Schools and families expect kids to keep up, hurry up, sit still and focus all at the same time.
That dichotomy is most noticeable in the classroom.
“The learning environment is different than our real lives,” Palmquist said.
Kids who can’t shift quickly between overstimulated and quiet worlds tend to get in trouble for their fidgeting, noise-making and all around disruptive behavior. When kids lose control in the classroom, they are sent to a corner or to the hallway where they are expected to calm down and not focus on the disruption and the shame that follows public discipline.
“Instead of making kids think, 'There is something wrong with you' -- which is a terrible message -- let’s invite them to take five deep breaths with us,” Palmquist said.
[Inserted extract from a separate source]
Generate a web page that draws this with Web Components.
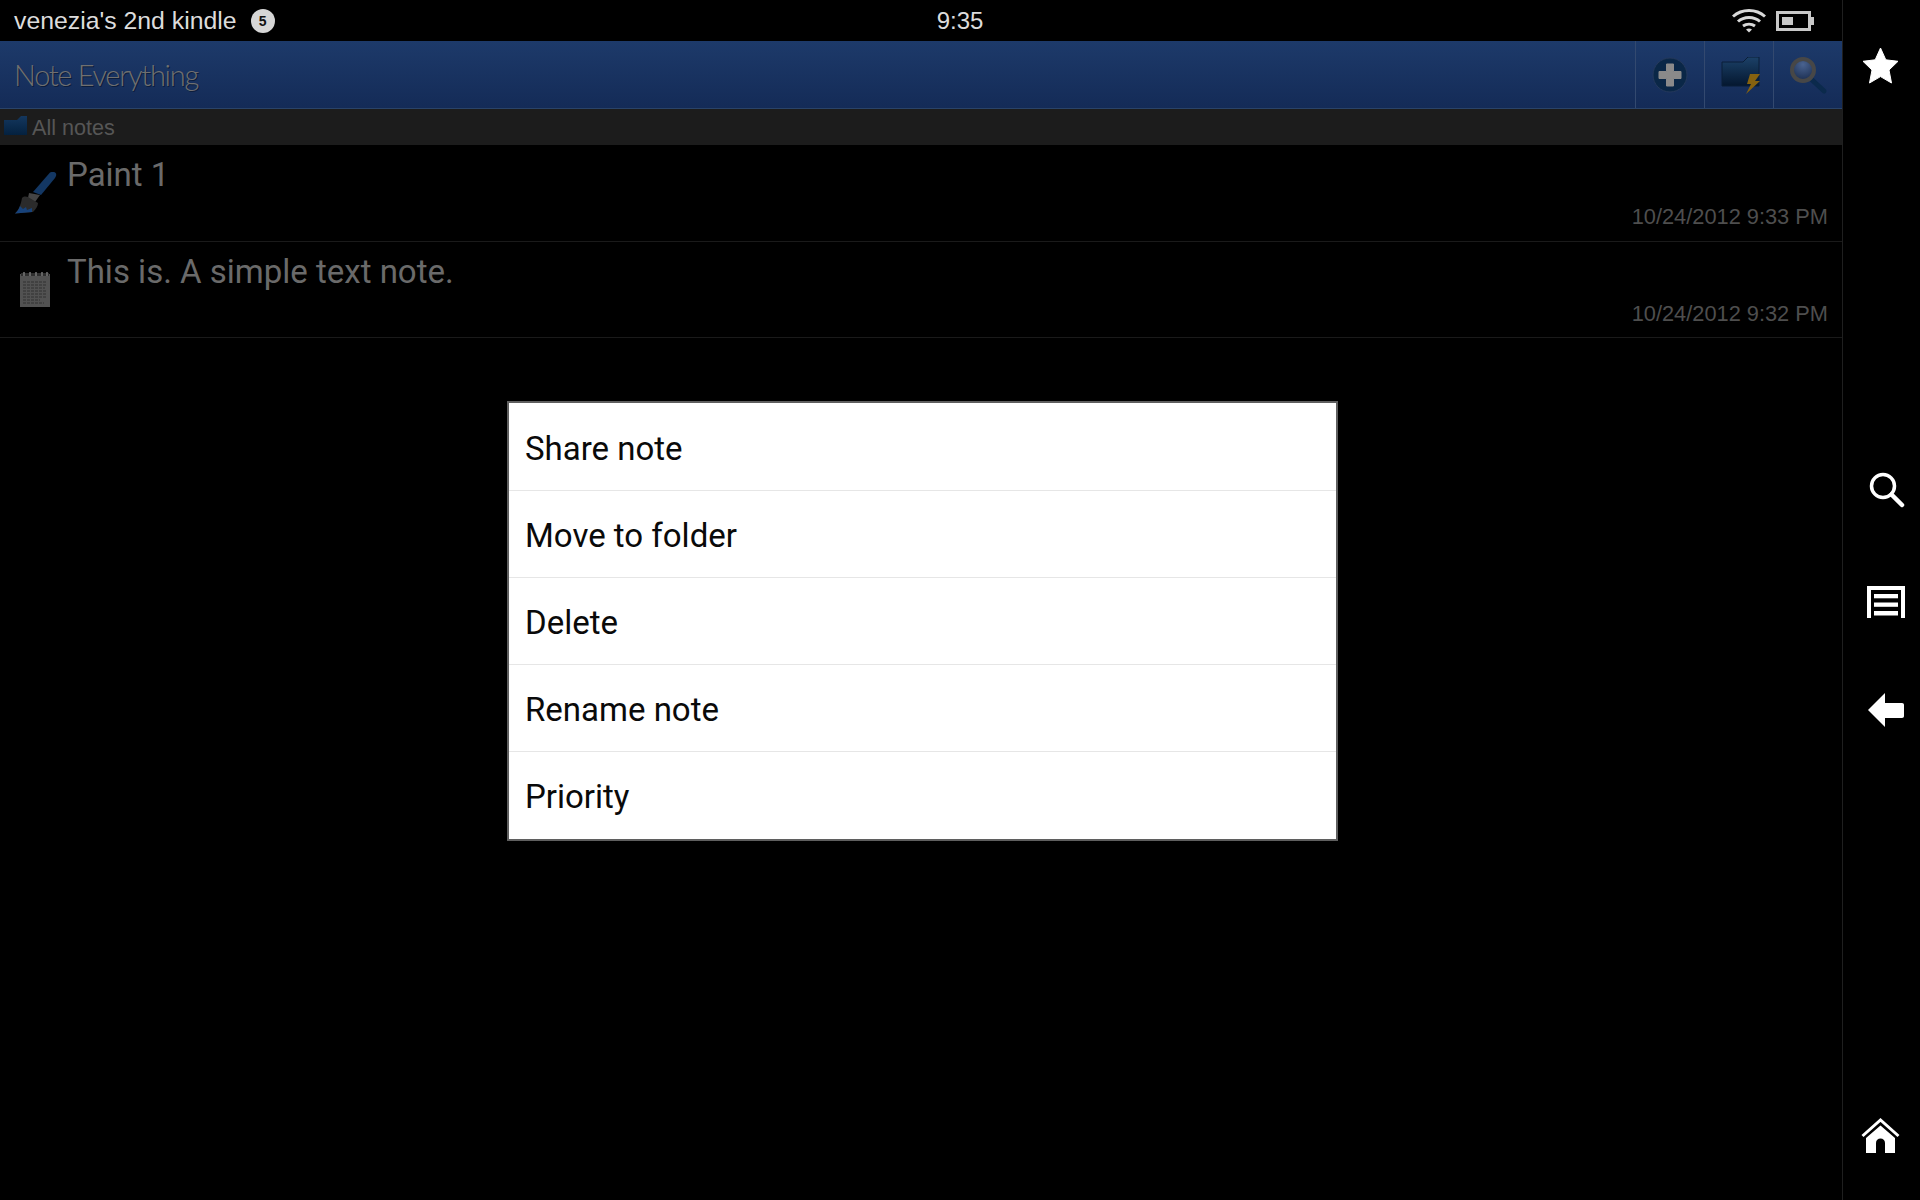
<!DOCTYPE html>
<html>
<head>
<meta charset="utf-8">
<title>Note Everything</title>
<style>
  html, body { margin: 0; height: 100%; background: #000; }
</style>
</head>
<body>
<app-shell>
  <status-bar slot="top" device="venezia's 2nd kindle" count="5" time="9:35"></status-bar>
  <action-bar slot="top" title="Note Everything"></action-bar>
  <folder-bar slot="top" name="All notes"></folder-bar>
  <note-row slot="top" kind="paint" title="Paint 1" date="10/24/2012 9:33 PM"></note-row>
  <note-row slot="top" kind="text" title="This is. A simple text note." date="10/24/2012 9:32 PM"></note-row>
  <context-menu slot="overlay">
    <menu-item>Share note</menu-item>
    <menu-item>Move to folder</menu-item>
    <menu-item>Delete</menu-item>
    <menu-item>Rename note</menu-item>
    <menu-item>Priority</menu-item>
  </context-menu>
  <nav-rail slot="rail"></nav-rail>
</app-shell>

<script>
// small helper, every element here just sets its shadow markup once
class Base extends HTMLElement {
  constructor() {
    super();
    this.attachShadow({ mode: 'open' });
  }
  render(html) {
    this.shadowRoot.innerHTML = html;
  }
}

class AppShell extends Base {
  connectedCallback() {
    this.render(`
      <style>
        :host { display: flex; width: 1920px; height: 1200px; background: #000; position: relative; overflow: hidden; }
        .main { flex: 1; min-width: 0; display: flex; flex-direction: column; position: relative; }
        .overlay { position: absolute; left: 507px; top: 401px; }
      </style>
      <div class="main"><slot name="top"></slot></div>
      <slot name="rail"></slot>
      <div class="overlay"><slot name="overlay"></slot></div>
    `);
  }
}

class StatusBar extends Base {
  connectedCallback() {
    this.render(`
      <style>
        :host { display: grid; grid-template-columns: 921px 78px 1fr; height: 41px; align-items: center; background: #000; color: #dcdcdc; font: 24.800px "Liberation Sans", Arial, sans-serif; }
        .left { display: flex; align-items: center; padding-left: 14px; gap: 14px; }
        .badge { width: 24px; height: 24px; border-radius: 50%; background: #d6d6d6; color: #111; font-size: 14px; font-weight: bold; display: flex; align-items: center; justify-content: center; }
        .time { text-align: center; font-size: 24px; }
        .right { display: flex; align-items: center; justify-content: flex-end; gap: 10px; padding-right: 28px; }
        svg { display: block; }
      </style>
      <div class="left"><span>${this.getAttribute('device')}</span><span class="badge">${this.getAttribute('count')}</span></div>
      <div class="time">${this.getAttribute('time')}</div>
      <div class="right">
        <svg width="34" height="25" viewBox="0 0 34 25" fill="none" stroke="#d8d8d8" stroke-width="3">
          <path d="M1 8.500C10 .5 24 .5 33 8.500"/>
          <path d="M6 13.500C12 8 22 8 28 13.500"/>
          <path d="M11 18C14.500 15.500 19.500 15.500 23 18"/>
          <path d="M14 21.500L17 24.500L20 21.500C18 20 16 20 14 21.500Z" fill="#d8d8d8" stroke="none"/>
        </svg>
        <svg width="38" height="20" viewBox="0 0 38 20">
          <path d="M0 0H35V6H38V14H35V20H0ZM3 3V17H32V3Z" fill="#c8c8c8" fill-rule="evenodd"/>
          <rect x="6" y="6" width="11" height="8" fill="#c8c8c8"/>
        </svg>
      </div>
    `);
  }
}

class ActionBar extends Base {
  connectedCallback() {
    this.render(`
      <style>
        :host { display: flex; height: 67px; background: linear-gradient(#1d3a6a, #142b57); border-bottom: 1px solid #2a4368; color: #707070; }
        .title { flex: 1; align-self: center; padding-left: 14px; font: 300 29px Lato, sans-serif; margin-top: -1px; letter-spacing: -1.300px; text-shadow: 1px 1px 0 #0c1d3c; }
        .btn { width: 68px; border-left: 1px solid #33496f; display: flex; align-items: center; justify-content: center; }
        svg { display: block; }
        .folder { margin-left: 5px; margin-top: 3px; }
        .mag { margin-left: 1px; margin-top: 2px; }
      </style>
      <div class="title">${this.getAttribute('title')}</div>
      <div class="btn">
        <svg width="36" height="36" viewBox="0 0 36 36">
          <circle cx="18" cy="18" r="17" fill="#0a2747" stroke="#25395c" stroke-width="1"/>
          <path d="M14.500 7H21.500V14.500H29V21.500H21.500V29H14.500V21.500H7V14.500H14.500Z" fill="#8a8a8a" stroke="#8a8a8a" stroke-linejoin="round"/>
        </svg>
      </div>
      <div class="btn">
        <svg class="folder" width="42" height="38" viewBox="0 0 42 38">
          <defs><linearGradient id="f" x1="0" y1="0" x2="0" y2="1"><stop offset="0" stop-color="#1c4168"/><stop offset="1" stop-color="#04172f"/></linearGradient></defs>
          <path d="M1 5H22L27 0H38V29H1Z" fill="url(#f)" stroke="#0a1e38"/>
          <path d="M29 17H39L34 24H39L25 37L30 27H26Z" fill="#85620f"/>
        </svg>
      </div>
      <div class="btn">
        <svg class="mag" width="38" height="38" viewBox="0 0 38 38">
          <defs><radialGradient id="g" cx=".5" cy=".25" r=".75"><stop offset="0" stop-color="#4a6390"/><stop offset="1" stop-color="#1a2d50"/></radialGradient></defs>
          <path d="M20 21L34 34" stroke="#0b2a4c" stroke-width="5" stroke-linecap="round"/>
          <circle cx="13" cy="13" r="11" fill="url(#g)" stroke="#474747" stroke-width="4"/>
        </svg>
      </div>
    `);
  }
}

class FolderBar extends Base {
  connectedCallback() {
    this.render(`
      <style>
        :host { display: flex; align-items: center; height: 36px; margin-bottom: 1px; background: #1c1c1c; color: #565656; font: 21.600px "Liberation Sans", Arial, sans-serif; padding-left: 4px; gap: 4px; }
        span { position: relative; top: 1px; }
        svg { display: block; margin-top: -2px; }
      </style>
      <svg width="24" height="20" viewBox="0 0 24 20">
        <defs><linearGradient id="b" x1="0" y1="0" x2="0" y2="1"><stop offset="0" stop-color="#14375e"/><stop offset="1" stop-color="#04213f"/></linearGradient></defs>
        <path d="M0 4H13L17 0H23V19H0Z" fill="url(#b)"/>
      </svg>
      <span>${this.getAttribute('name')}</span>
    `);
  }
}

const noteIcons = {
  paint: `<svg width="44" height="46" viewBox="0 0 44 46">
      <path d="M37 .5C39 -.5 42 -.5 43 1.500C43.500 3 43 4 42 6L28 23L20 20Z" fill="#133763"/>
      <path d="M16 21L27 23L22 30L15 26Z" fill="#454545"/>
      <path d="M9 26C11 24 13 24.500 15 25L25 31C25 34 23 37 20 40L2 41.500C6 38 8 32 9 26Z" fill="#2b2b2b"/>
      <path d="M7 34L10 37L13 35L14 38L19 36L19 40L2 41.500C4 39.500 6 37 7 34Z" fill="#17427a"/>
    </svg>`,
  text: `<svg width="30" height="36" viewBox="0 0 30 36">
      <rect x="0" y="2" width="30" height="33" fill="#525252"/>
      <path d="M1 1H29V4H1Z" fill="#2e2e2e"/>
      <path d="M3 10H27M3 13H27M3 16H25M3 19H27M3 22H26M3 25H27M3 28H20M3 31H24" stroke="#2a2a2a" stroke-width=".8" stroke-dasharray="3 1"/>
      <path d="M4 0V4M10 0V4M16 0V4M22 0V4M27 0V4" stroke="#777" stroke-width="1.500"/>
    </svg>`
};

class NoteRow extends Base {
  connectedCallback() {
    this.render(`
      <style>
        :host { display: grid; grid-template-columns: 67px 1fr; height: 96px; box-sizing: border-box; border-bottom: 1px solid #1a1a1a; position: relative; font-family: Roboto, sans-serif; }
        :host([kind="text"]) .icon { padding-top: 30px; }
        :host([kind="text"]) .body { padding-top: 7px; padding-bottom: 10px; }
        .icon { display: flex; justify-content: center; align-items: flex-start; padding: 26px 0 0 3px; }
        .body { display: flex; flex-direction: column; justify-content: space-between; padding: 6px 14px 11px 0; }
        .title { font-size: 33px; line-height: 46px; color: #6a6a6a; }
        .date { font: 21.800px "Liberation Sans", Arial, sans-serif; line-height: 26px; color: #4e4e4e; text-align: right; }
      </style>
      <div class="icon">${noteIcons[this.getAttribute('kind')]}</div>
      <div class="body">
        <div class="title">${this.getAttribute('title')}</div>
        <div class="date">${this.getAttribute('date')}</div>
      </div>
    `);
  }
}

class ContextMenu extends Base {
  connectedCallback() {
    this.render(`
      <style>
        :host { display: flex; flex-direction: column; width: 831px; box-sizing: border-box; background: #fff; border: 2px solid #5f5f5f; padding-top: 1px; }
      </style>
      <slot></slot>
    `);
  }
}

class MenuItem extends Base {
  connectedCallback() {
    this.render(`
      <style>
        :host { display: flex; align-items: center; height: 87px; box-sizing: border-box; padding: 2px 0 0 16px; font: 33px Roboto, sans-serif; color: #0a0a0a; border-bottom: 1px solid #e6e6e6; }
        :host(:last-child) { border-bottom: 0; }
      </style>
      <slot></slot>
    `);
  }
}

class NavRail extends Base {
  connectedCallback() {
    this.render(`
      <style>
        :host { display: flex; flex-direction: column; width: 78px; box-sizing: border-box; height: 1200px; background: #000; border-left: 1px solid #1f1f1f; align-items: center; padding: 47px 0; }
        svg { display: block; flex: none; }
        .star { margin-left: -3px; }
        .search { margin-top: 388px; margin-left: 10px; }
        .list { margin-top: 78px; margin-left: 8px; }
        .back { margin-top: 75px; margin-left: 8px; }
        .home { margin-top: auto; margin-left: -3px; }
      </style>
      <svg class="star" width="37" height="37" viewBox="0 0 37 37">
        <path d="M18.500 1L23.800 12.800L36 14.300L27 23L29.500 36L18.500 29.600L7.500 36L10 23L1 14.300L13.200 12.800Z" fill="#fff" stroke="#fff" stroke-linejoin="round"/>
      </svg>
      <svg class="search" width="36" height="36" viewBox="0 0 36 36" fill="none" stroke="#fff" stroke-width="3.500">
        <circle cx="14" cy="14" r="11.500"/>
        <path d="M22.500 22.500L33 33" stroke-width="4.500" stroke-linecap="round"/>
      </svg>
      <svg class="list" width="38" height="32" viewBox="0 0 38 32" fill="#fff">
        <path d="M0 32V0H38V32H34V4H4V32Z"/>
        <rect x="7" y="8" width="24" height="4.300"/>
        <rect x="7" y="16.500" width="24" height="4.300"/>
        <rect x="7" y="25" width="24" height="4.500"/>
      </svg>
      <svg class="back" width="36" height="34" viewBox="0 0 36 34" fill="#fff">
        <path d="M17 0V10H34C35.300 10 36 10.700 36 12V23C36 24.300 35.300 25 34 25H17V34L0 17Z"/>
      </svg>
      <svg class="home" width="39" height="35" viewBox="0 0 39 35">
        <path d="M1.500 18L19.500 2L37.500 18" fill="none" stroke="#fff" stroke-width="3"/>
        <path d="M5 20L19.500 7.500L34 20V35H24V25C24 22 22 20.500 19.500 20.500C17 20.500 15 22 15 25V35H5Z" fill="#fff"/>
      </svg>
    `);
  }
}

customElements.define('app-shell', AppShell);
customElements.define('status-bar', StatusBar);
customElements.define('action-bar', ActionBar);
customElements.define('folder-bar', FolderBar);
customElements.define('note-row', NoteRow);
customElements.define('context-menu', ContextMenu);
customElements.define('menu-item', MenuItem);
customElements.define('nav-rail', NavRail);
</script>
</body>
</html>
Take 5 begins with a simple unobtrusive hand signal -- hands are put together to form a T, followed by raising the hand with all five fingers extended. The teacher can silently acknowledge the signal, and the child is free to take action whether it is moving to “a safety zone” or “putting his head down on his desk.”
“It allows them to regroup and recognize a problem,” Palmquist said, “instead of sending them to a naughty seat in the bad room.”
Take 5 techniques range deep breathing exercises to positive mantras -- such as making buzzing bee sounds to repeating affirming statements like "I am calm, I am in control." Techniques include various movements from Happy Elephant to stretches and yoga poses. Another technique invites students to doodle or journal, focusing on things that make them happy, places they would rather be or people who make them feel good. Another Take 5 exercise encourages people to talk it out or accept the comfort of physical touch such as holding "pancake hands."
Although Take 5 sounds “new wave-ish,” Palmquist says, centuries of practice show it is effective and safe.
Often school administrators say they do not have the physical space, the time or staff or the money to provide programs like Take 5. But Palmquist says classrooms need nothing more than a yoga mat. And once children and school staff know the techniques, it takes a matter of seconds to give children permission to excuse themselves and regroup.
“When you feel connected to your body, you make good choices,” Palmquist said. “It is not something you teach and fail at.”
And she makes a modern-day comparison. Just as our smartphones, laptops and iPods need to power down and recharge, so do people.
“It is not a bad thing,” she said. “We need to be OK with stillness, quiet and hanging out with our own thoughts.”
It's not only a philosophy Palmquist lives by, but one she feels obligated to share.
“You can’t keep this knowledge from people if you can save a life,” Palmquist said. “This is what I was put here to do.”